In fact both defendants did take the stand and admit to lies. A strong case by the prosecution whether founded upon an inference from fact or other types of evidence often will produce the feeling in the accused that he should take the stand but that per se does not make such evidence violative of Fifth Amendment rights.


Further, the district court made the instruction even more clear as to lack of necessity for a defendant either to testify or adduce evidence than was the situation in Vanover, supra, by rephrasing the final paragraph as previously set forth herein. Also in addition to this, the district court gave the following instruction:


"The burden is upon the Government to prove beyond a reasonable doubt the guilt, if any, of each defendant separately. This burden never shifts throughout the trial. The law does not require either defendant to prove his innocence or to produce any evidence in his defense.

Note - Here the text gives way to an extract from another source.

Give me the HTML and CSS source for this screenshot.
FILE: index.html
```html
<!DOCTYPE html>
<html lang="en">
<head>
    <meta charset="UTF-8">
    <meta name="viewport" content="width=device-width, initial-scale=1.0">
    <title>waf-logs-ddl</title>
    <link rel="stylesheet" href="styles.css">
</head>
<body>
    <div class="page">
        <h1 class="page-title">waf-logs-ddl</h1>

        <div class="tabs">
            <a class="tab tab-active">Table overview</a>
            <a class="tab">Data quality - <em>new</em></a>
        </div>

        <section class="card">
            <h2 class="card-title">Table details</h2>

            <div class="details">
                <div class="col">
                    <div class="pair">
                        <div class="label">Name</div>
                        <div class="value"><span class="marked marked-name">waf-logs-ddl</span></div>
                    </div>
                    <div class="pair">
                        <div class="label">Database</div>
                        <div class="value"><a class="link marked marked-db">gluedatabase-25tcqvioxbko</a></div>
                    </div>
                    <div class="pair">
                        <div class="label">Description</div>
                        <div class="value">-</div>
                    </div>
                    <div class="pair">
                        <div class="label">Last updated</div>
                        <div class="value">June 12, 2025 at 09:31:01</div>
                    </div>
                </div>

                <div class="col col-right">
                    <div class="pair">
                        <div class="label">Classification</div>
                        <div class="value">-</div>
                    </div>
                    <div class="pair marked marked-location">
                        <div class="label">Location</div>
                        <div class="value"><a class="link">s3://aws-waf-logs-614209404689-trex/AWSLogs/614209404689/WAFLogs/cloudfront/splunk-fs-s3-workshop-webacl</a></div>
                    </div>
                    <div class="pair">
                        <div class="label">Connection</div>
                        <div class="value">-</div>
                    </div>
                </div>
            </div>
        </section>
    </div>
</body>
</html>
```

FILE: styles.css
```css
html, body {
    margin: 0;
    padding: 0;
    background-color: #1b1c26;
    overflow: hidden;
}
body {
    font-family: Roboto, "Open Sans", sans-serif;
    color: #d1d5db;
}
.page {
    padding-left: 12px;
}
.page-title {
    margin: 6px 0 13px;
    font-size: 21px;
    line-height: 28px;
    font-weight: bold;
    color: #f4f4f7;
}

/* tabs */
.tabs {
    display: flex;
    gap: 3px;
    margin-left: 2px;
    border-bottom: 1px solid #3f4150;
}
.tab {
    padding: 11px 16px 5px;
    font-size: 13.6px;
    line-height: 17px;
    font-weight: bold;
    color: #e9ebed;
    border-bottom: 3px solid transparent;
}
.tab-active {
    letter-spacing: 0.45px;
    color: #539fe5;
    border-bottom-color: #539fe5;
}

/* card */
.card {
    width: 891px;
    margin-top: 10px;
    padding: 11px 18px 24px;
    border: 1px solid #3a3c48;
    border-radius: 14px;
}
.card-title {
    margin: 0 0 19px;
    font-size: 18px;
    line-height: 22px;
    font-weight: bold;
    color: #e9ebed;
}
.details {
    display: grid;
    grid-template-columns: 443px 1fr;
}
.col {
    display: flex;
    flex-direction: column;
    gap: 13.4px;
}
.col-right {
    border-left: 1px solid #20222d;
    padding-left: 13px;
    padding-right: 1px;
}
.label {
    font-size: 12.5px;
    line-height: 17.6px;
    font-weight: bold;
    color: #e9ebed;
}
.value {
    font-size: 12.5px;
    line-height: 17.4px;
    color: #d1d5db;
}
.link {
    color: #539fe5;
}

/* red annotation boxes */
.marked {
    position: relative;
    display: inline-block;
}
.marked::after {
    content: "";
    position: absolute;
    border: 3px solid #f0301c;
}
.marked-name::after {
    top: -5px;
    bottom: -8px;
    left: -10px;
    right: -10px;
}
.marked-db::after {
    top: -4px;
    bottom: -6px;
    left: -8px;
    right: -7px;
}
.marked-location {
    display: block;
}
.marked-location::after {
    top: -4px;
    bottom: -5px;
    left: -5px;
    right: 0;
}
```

If the Government fails to prove a defendant guilty beyond a reasonable doubt, it will be your duty to acquit such defendant or defendants."Instructions may be, and in complicated cases no doubt are, susceptible of misunderstanding by a lay jury but if they correctly set forth the applicable law the mere possibility of a strained and incorrect interpretation being put on a particular instruction should not preclude its use.


For the reasons set forth herein the judgments of conviction are affirmed.




Judge Kerner heard oral argument, but did not participate in the adoption of this opinion


"Sec. 2312. Transportation of stolen vehicles

Whoever transports in interstate or foreign commerce a motor vehicle or aircraft, knowing the same to have been stolen, shall be fined not more than $5,000 or imprisoned not more than five years, or both."